Local is lauded but not Caruso
I thank the Chestnut Hill Local for publishing the article I submitted about Valentin Radu and VoxAmaDeus that appeared in the Dec. 14 issue. Largely as a result of that article, more than 500 people attended the Dec. 17 concert of the “Messiah” at St. Paul’s Episcopal Church. I asked people at the concert why they came, and some of the ones I spoke to said, “because of the article in the paper.”
I disagree, however, with Michael Caruso’s critical comments about Radu’s conducting of the “Messiah” in his Dec. 22 article, “Traditional and original Xmas concerts at Hill church.” Caruso wrote that Radu, by “melodramatically slowing down toward the end of individual numbers and then stopping altogether right before the final chord causes untold damage to the fabric of the music and the delivery of the text.” He called the “Messiah” a “holiday warhorse” and added, “The audience offered supporting yet not intense applause.”

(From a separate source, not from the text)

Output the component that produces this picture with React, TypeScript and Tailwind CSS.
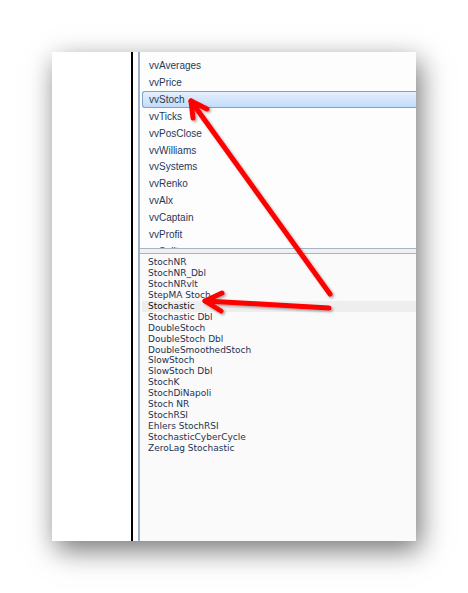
const strategies = [
  "vvAverages",
  "vvPrice",
  "vvStoch",
  "vvTicks",
  "vvPosClose",
  "vvWilliams",
  "vvSystems",
  "vvRenko",
  "vvAlx",
  "vvCaptain",
  "vvProfit",
  "vvSplit",
];

const indicators = [
  "StochNR",
  "StochNR_Dbl",
  "StochNRvlt",
  "StepMA Stoch",
  "Stochastic",
  "Stochastic Dbl",
  "DoubleStoch",
  "DoubleStoch Dbl",
  "DoubleSmoothedStoch",
  "SlowStoch",
  "SlowStoch Dbl",
  "StochK",
  "StochDiNapoli",
  "Stoch NR",
  "StochRSI",
  "Ehlers StochRSI",
  "StochasticCyberCycle",
  "ZeroLag Stochastic",
];

const Arrows = () => (
  <svg className="absolute inset-0 pointer-events-none" width="468" height="593" viewBox="0 0 468 593">
    <defs>
      <filter id="arrowShadow" x="-20%" y="-20%" width="140%" height="140%">
        <feDropShadow dx="1.5" dy="1.5" stdDeviation="1.2" floodColor="#000" floodOpacity="0.35" />
      </filter>
    </defs>
    <g
      stroke="#ff0000"
      strokeWidth="5"
      strokeLinecap="round"
      strokeLinejoin="round"
      fill="none"
      filter="url(#arrowShadow)"
    >
      <path d="M330 294 L191 101" />
      <path d="M207 109 L191 101 L193 118" />
      <path d="M329 308 L205 301" />
      <path d="M222 293 L205 301 L221 311" />
    </g>
  </svg>
);

export default function App() {
  return (
    <div className="relative w-[468px] h-[593px] bg-white pt-[52px] pl-[52px] overflow-hidden">
      <div className="flex w-[364px] h-[489px] bg-white shadow-[4px_9px_26px_rgba(0,0,0,0.55)]">
        {/* left pane */}
        <div className="w-[79px] bg-white" />
        <div className="w-[2px] bg-black" />
        <div className="w-[5px] bg-white" />
        <div className="w-[2px] bg-[#9fb0c8]" />

        {/* lists */}
        <div className="flex-1 flex flex-col min-w-0 bg-[#fafafa]">
          <div className="h-[196px] overflow-hidden bg-[#fdfdfd] pt-[5.5px] pl-[2px]">
            {strategies.map((name) => {
              const selected = name === "vvStoch";
              return (
                <div
                  key={name}
                  className={
                    selected
                      ? "h-[16.85px] flex items-center pl-[6px] border border-r-0 border-[#7da2ce] rounded-l-[3px] bg-gradient-to-b from-[#e4f0fd] to-[#c4dcfa] text-[#1e395b]"
                      : "h-[16.85px] flex items-center pl-[7px] text-[#1e395b]"
                  }
                  style={{ fontFamily: '"Liberation Sans", Arial, sans-serif', fontSize: "10px" }}
                >
                  {name}
                </div>
              );
            })}
          </div>

          <div className="h-px bg-[#a5b4c8]" />
          <div className="h-[4px] bg-[#f0f0f0]" />
          <div className="h-px bg-[#a5b4c8]" />

          <div className="flex-1 pt-[3px] pl-[2px]">
            {indicators.map((name) => {
              const active = name === "Stochastic";
              return (
                <div
                  key={name}
                  className={
                    active
                      ? "h-[10.95px] flex items-center pl-[6px] bg-[#eeeeee] text-[#111111]"
                      : "h-[10.95px] flex items-center pl-[6px] text-[#1e3250]"
                  }
                  style={{ fontFamily: '"DejaVu Sans", Verdana, sans-serif', fontSize: "9px", lineHeight: "10.95px" }}
                >
                  {name}
                </div>
              );
            })}
          </div>
        </div>
      </div>
      <Arrows />
    </div>
  );
}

Having sat in a pew close to the altar, I challenge the accuracy of his comments about the response of the audience. Two friends who attended this concert agreed with me that the audience at the conclusion immediately rose as one, giving Radu and VoxAmaDeus a standing ovation. It was loud and intense. I witnessed a man in his 70s shaking Valentin’s hand and saying, “I have seen many performances of the “Messiah,” but this “Messiah” moved me more than any other. It brought tears to my eyes.”
Caruso criticized Radu’s passion as “melodrama.” Radu recognizes that the “Messiah” is not a “holiday warhorse” but is true each Christmas season to the renewal in the hearts and minds of many people, whether they are fully conscious of it or not, of Jesus’ birth and Christ’s presence now in the world.
Similar criticisms by New York critics were leveled at Leonard Bernstein’s passionate playing. Bernstein said that conducting great music by the masters was an act of love. The heartfelt response of over 500 people at Christmas time to the “Messiah” as conducted by Radu contradicts Michael Caruso’s secular nitpicking.